Where does that leave me in terms of going deeper and getting the most detail possible.. 8" f5, or maybe even the elongated 8" f6, which is where the next question comes in..

3 scopes:
8" f4, 8" f5, 8" f6.
Given aperture determines resolution.. do they all provide the same level of detail ultimately? That is assuming the sensors pixel scale stays between 1 & 2 arc sec/pixel via binning & drizzling where needed, and just imaging longer on the slow scope vs the fast scope to ensure the overall SNR remains consistent across all 3. If I did all that, once in post if i cropped all 3 images to the same FOV would they all basically look identical or would there be more fine details on the f6 vs f4 image?

(Last question: Or based on actual experience with scope types, do refractors arguably provide the sharpest detail available and should I head in that direction..?)

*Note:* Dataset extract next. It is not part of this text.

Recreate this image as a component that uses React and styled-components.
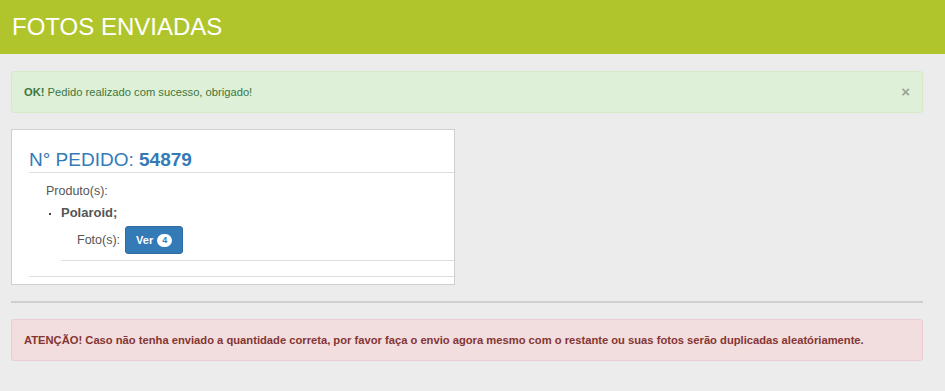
import React from "react";
import styled, { createGlobalStyle } from "styled-components";

const GlobalStyle = createGlobalStyle`
  html, body {
    margin: 0;
    padding: 0;
    background: #ececec;
    font-family: "Liberation Sans", Arial, sans-serif;
    color: #555;
  }
`;

const Header = styled.header`
  background: #b0c52b;
  height: 54px;
  display: flex;
  align-items: center;
  padding: 0 12px;
`;

const Title = styled.h1`
  margin: 0;
  color: #fff;
  font-size: 24px;
  font-weight: normal;
`;

const Content = styled.main`
  padding: 17px 22px 30px 11px;
  display: flex;
  flex-direction: column;
`;

const Alert = styled.div`
  position: relative;
  display: flex;
  align-items: center;
  height: 42px;
  box-sizing: border-box;
  padding: 0 12px;
  border: 1px solid ${(p) => (p.$kind === "success" ? "#d6e9c6" : "#ebccd1")};
  background: ${(p) => (p.$kind === "success" ? "#dff0d8" : "#f2dede")};
  color: ${(p) => (p.$kind === "success" ? "#3c763d" : "#843534")};
  border-radius: 3px;
  font-size: 11.2px;
  font-weight: ${(p) => (p.$bold ? "bold" : "normal")};
`;

const Close = styled.span`
  position: absolute;
  right: 12px;
  top: 50%;
  transform: translateY(-52%);
  color: #9aa596;
  font-size: 15px;
  font-weight: bold;
`;

const Card = styled.section`
  margin-top: 16px;
  width: 444px;
  height: 156px;
  box-sizing: border-box;
  background: #fff;
  border: 1px solid #cfcfcf;
  padding: 20px 0 0 17px;
  overflow: hidden;
`;

const OrderTitle = styled.h2`
  margin: 0;
  padding-bottom: 2px;
  border-bottom: 1px solid #ddd;
  color: #337ab7;
  font-size: 19px;
  font-weight: normal;
  line-height: 20px;

  strong {
    font-weight: bold;
  }
`;

const Label = styled.div`
  font-size: 12.5px;
  color: #555;
  line-height: 16px;
  padding-left: ${(p) => p.$indent || 0}px;
  margin-top: ${(p) => p.$top || 0}px;
`;

const ProductList = styled.ul`
  margin: 6px 0 0;
  padding: 0 0 15px 32px;
  font-size: 12px;
  color: #555;
  border-bottom: 1px solid #ddd;
`;

const ProductItem = styled.li`
  list-style: none;
  position: relative;

  &::before {
    content: "";
    position: absolute;
    left: -12px;
    top: 8px;
    width: 2px;
    height: 2px;
    background: #444;
  }
`;

const ProductName = styled.div`
  font-weight: bold;
  font-size: 13px;
  line-height: 16px;
`;

const PhotosRow = styled.div`
  display: flex;
  align-items: center;
  gap: 5px;
  padding: 0 0 6px 16px;
  margin-top: 5px;
  border-bottom: 1px solid #ddd;
`;

const Button = styled.button`
  display: inline-flex;
  align-items: center;
  gap: 4px;
  height: 28px;
  padding: 0 10px;
  background: #337ab7;
  border: 1px solid #2e6da4;
  border-radius: 3px;
  color: #fff;
  font-family: inherit;
  font-size: 11px;
  font-weight: bold;
`;

const Badge = styled.span`
  display: inline-flex;
  align-items: center;
  justify-content: center;
  min-width: 15px;
  height: 13px;
  padding: 0 1px;
  box-sizing: border-box;
  border-radius: 7px;
  background: #fff;
  color: #337ab7;
  font-size: 9px;
  font-weight: bold;
`;

const Divider = styled.hr`
  margin: 16px 0 16px;
  border: 0;
  border-top: 2px solid #cfcfcf;
`;

export default function App() {
  return (
    <>
      <GlobalStyle />
      <Header>
        <Title>FOTOS ENVIADAS</Title>
      </Header>
      <Content>
        <Alert $kind="success">
          <span>
            <strong>OK!</strong> Pedido realizado com sucesso, obrigado!
          </span>
          <Close>×</Close>
        </Alert>
        <Card>
          <OrderTitle>
            N° PEDIDO: <strong>54879</strong>
          </OrderTitle>
          <Label $indent={17} $top={10}>
            Produto(s):
          </Label>
          <ProductList>
            <ProductItem>
              <ProductName>Polaroid;</ProductName>
              <PhotosRow>
                <Label>Foto(s):</Label>
                <Button>
                  Ver <Badge>4</Badge>
                </Button>
              </PhotosRow>
            </ProductItem>
          </ProductList>
        </Card>
        <Divider />
        <Alert $kind="danger" $bold>
          ATENÇÃO! Caso não tenha enviado a quantidade correta, por favor faça o
          envio agora mesmo com o restante ou suas fotos serão duplicadas
          aleatóriamente.
        </Alert>
      </Content>
    </>
  );
}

I think you need to read it again:

I am using a KAF8300 sensor.
It has 5.4 um pixels.

My arc-sec/pixel = 1.11
http://www.wilmslowastro.com/softwar...m#ARCSEC_PIXEL


Let's round that off to 1 arc second per pixel.
If my best seeing is 3 arc seconds per pixel then

that 1/3rd of the best seeing is about right in terms of Nyquist sampling.
see here again:
http://www.iceinspace.com.au/forum/s...=158389&page=2


Nyquist says minimum sampling is a factor 2 ( but 3 is better. )
https://astronomy.tools/calculators/ccd_suitability

OK so - 10" f4 or f5 or f6 won't make any real difference to the detail
give that the pixel size is matched correctly as per the above.
A 10" f4 will work better for imaging as it's a faster scope.
Speed is important otherwise dim areas will be very noisy
unless you have large numbers of stacked frames.
Stacking with 3 x drizzle will improve everything but
not many people bother doing it.
It takes longer and is harder to do.